Tuesday, April 24, 2012
Biqi Zhang - Thoughts on Art
It has truly been a very long semester, but it has also been extremely rewarding. Never had I received formal training in art, though I had always enjoyed scribbling on the corners of my papers and sitting down with a few friends, sketching roses and eggs (that's what a Chinese fable said to do in order to perfect art skills). I gained confidence in my abilities this semester - I'm not sure if I've improved in making art, but being assigned to draw on huge pieces of bristol board now is comfortable. It used to be daunting, and the thought of drawing something as large as KVille was a lot of pressure - how could I ever capture what KVille means to Duke, to all of us? I discovered that as long as I started assignments early enough and put enough time into a piece, it could turn our pretty decently. And that's the other thing about art - it is above all a discipline. It takes dedication and commitment, and it takes diligence. Completing a piece is not like working out a problem set in math - in math, there's an answer and an end. Art - you never really know when you're done. There always seems more to do and a finishing touch to add, and that makes the entire process of drawing a discipline. It takes perseverance and bravery to make the first few marks on a giant, blank canvas. It takes dedication and diligence to slowly work through the sketch, shading and value, more sketching, erasing, more shading and value, finishing touches, resisting doubt (am I done yet? But there's something missing, and I can't figure out what...) Finally, it takes a certain amount of willpower to stop, and force yourself to step back and analyze your own work, realize that you've completed what you could for now, and not beat yourself up about "the missing element."

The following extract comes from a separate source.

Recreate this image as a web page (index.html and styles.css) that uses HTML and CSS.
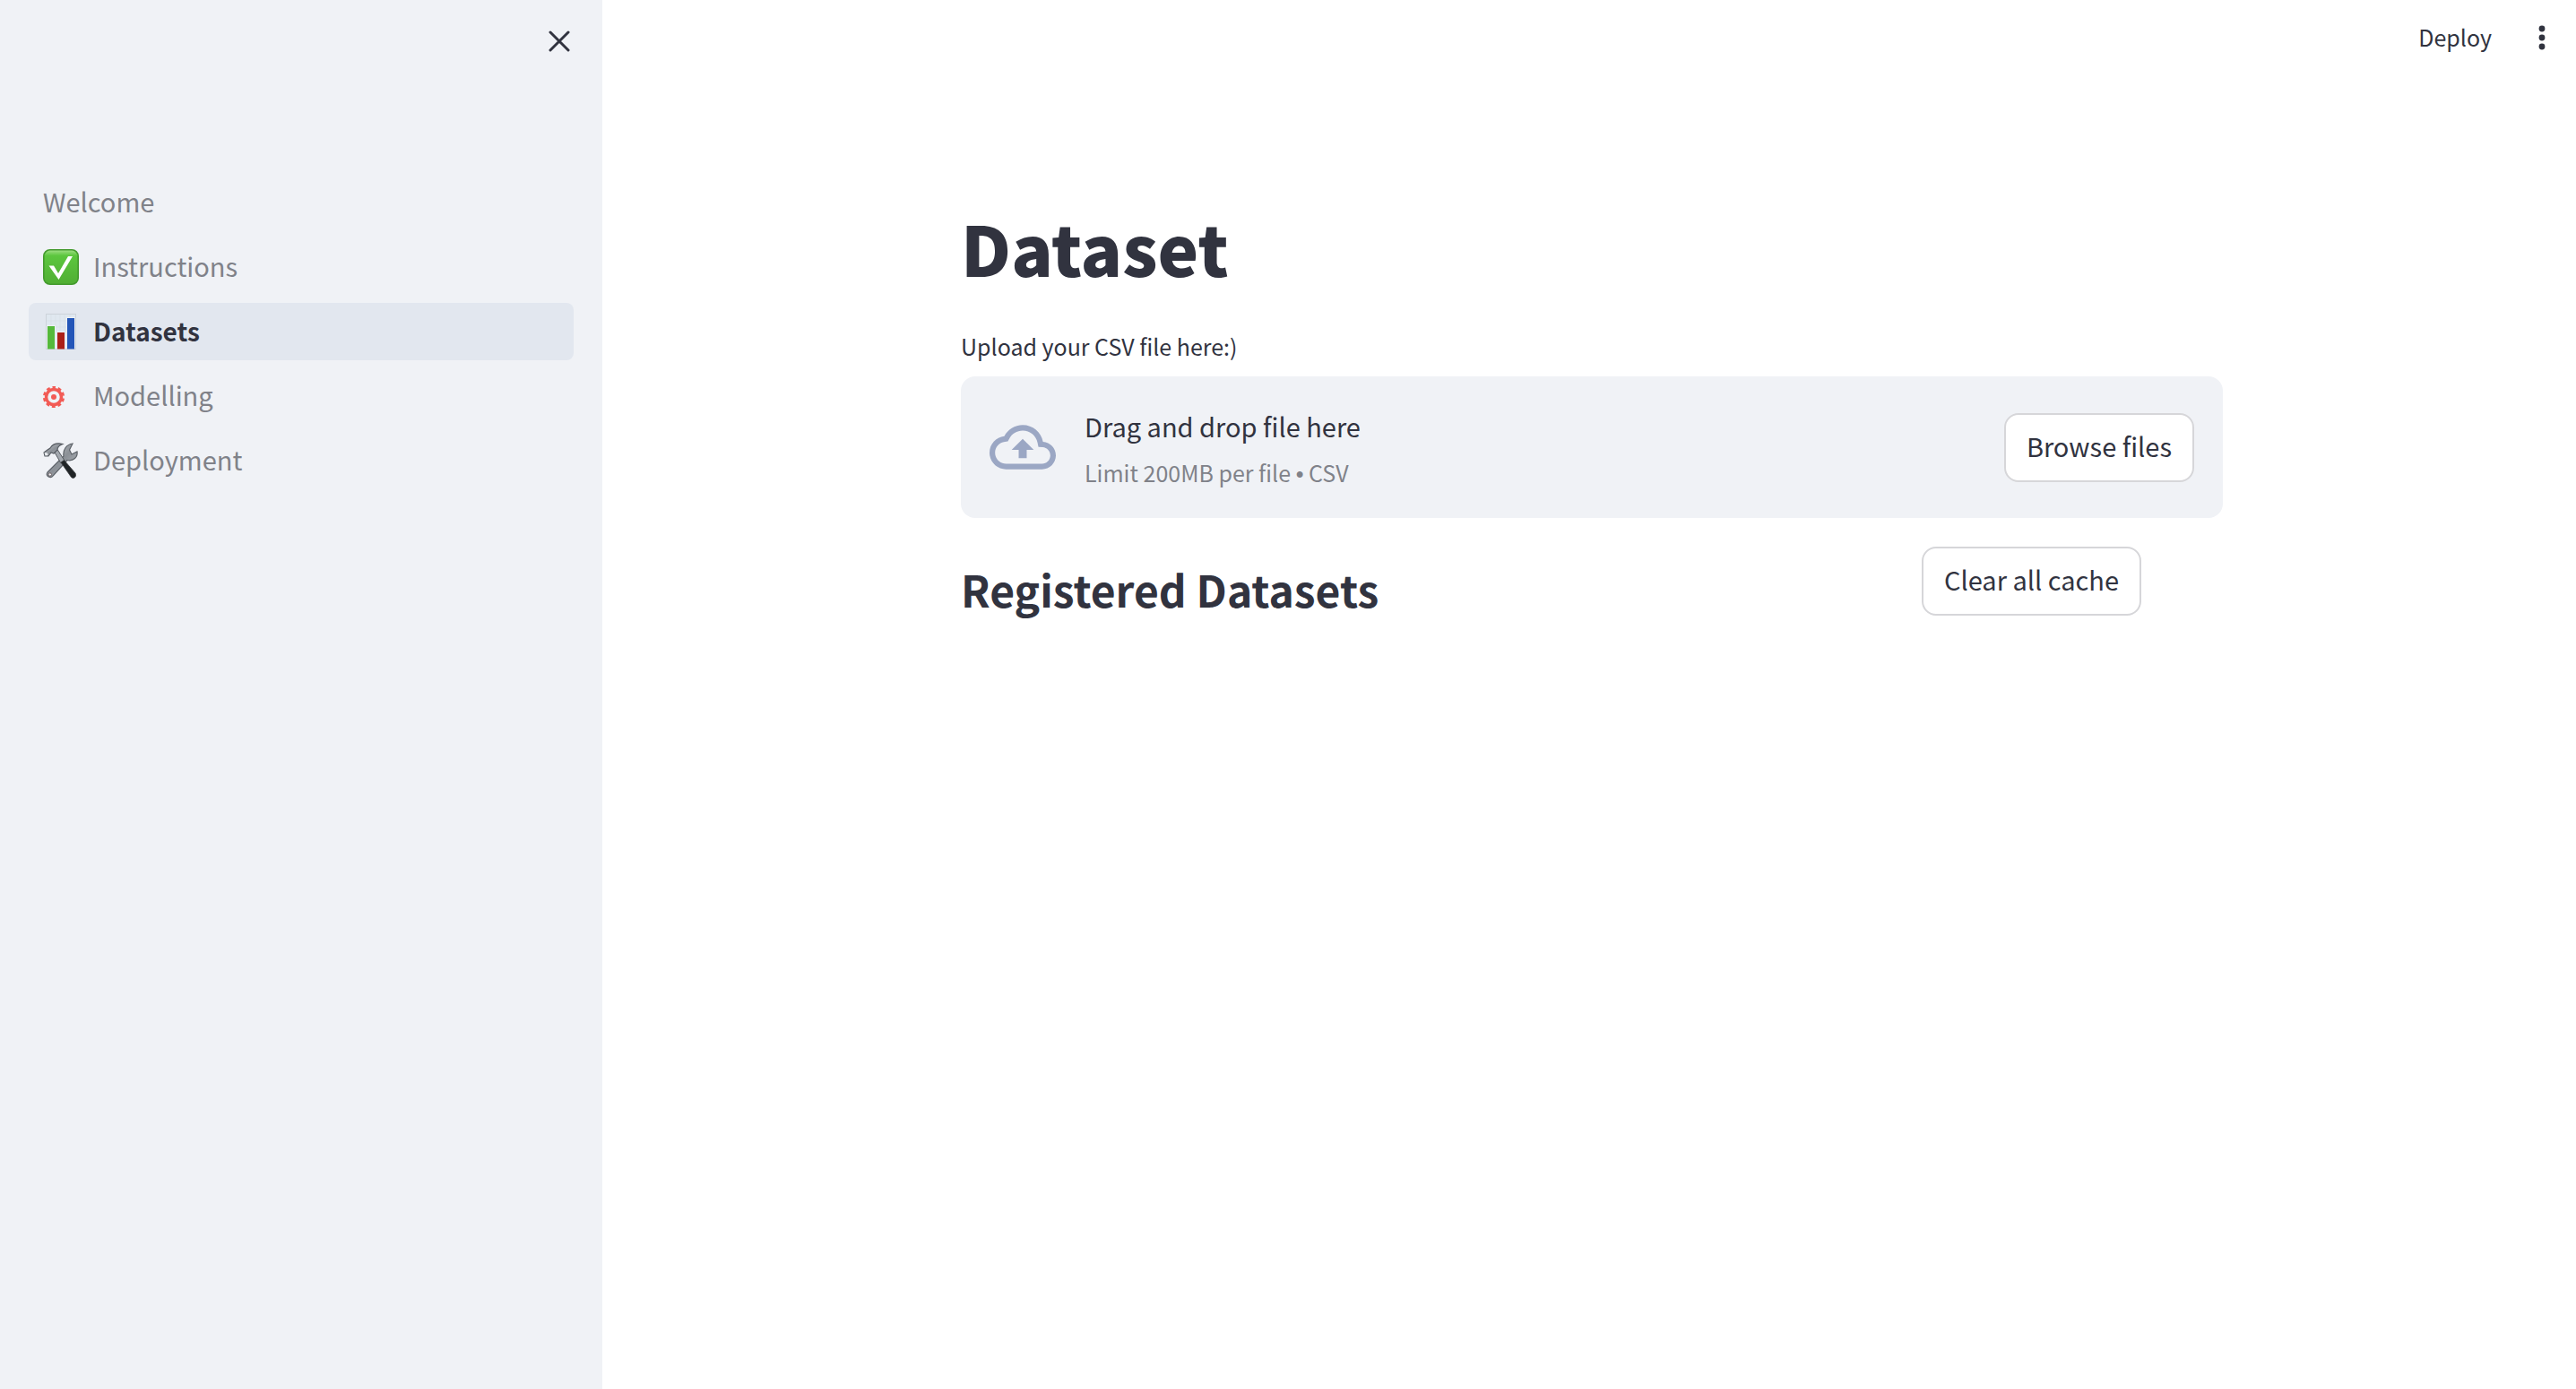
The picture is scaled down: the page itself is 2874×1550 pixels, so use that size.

And that is exactly what I've gone through each time I started one of our final three creative pieces. I'm not sure if I've learned how to draw better, but I do know that I've gained life experience. I've also gained a new pair of eyes; I look at things differently now. Everytime I pass Cameron, I look at those bricks with both hatred and affection; I look at the blue window pains fondly, remembering just how long and carefully I had to shade them. And I have yet to climb to the top of the Chapel again, but I feel that once I do climb up there, I'll not only see Duke's buildings and the bustop, but I'll see Paris, the Eiffel Tower, the Great Wall, and whatever I want to see. For me, that's art - possibility.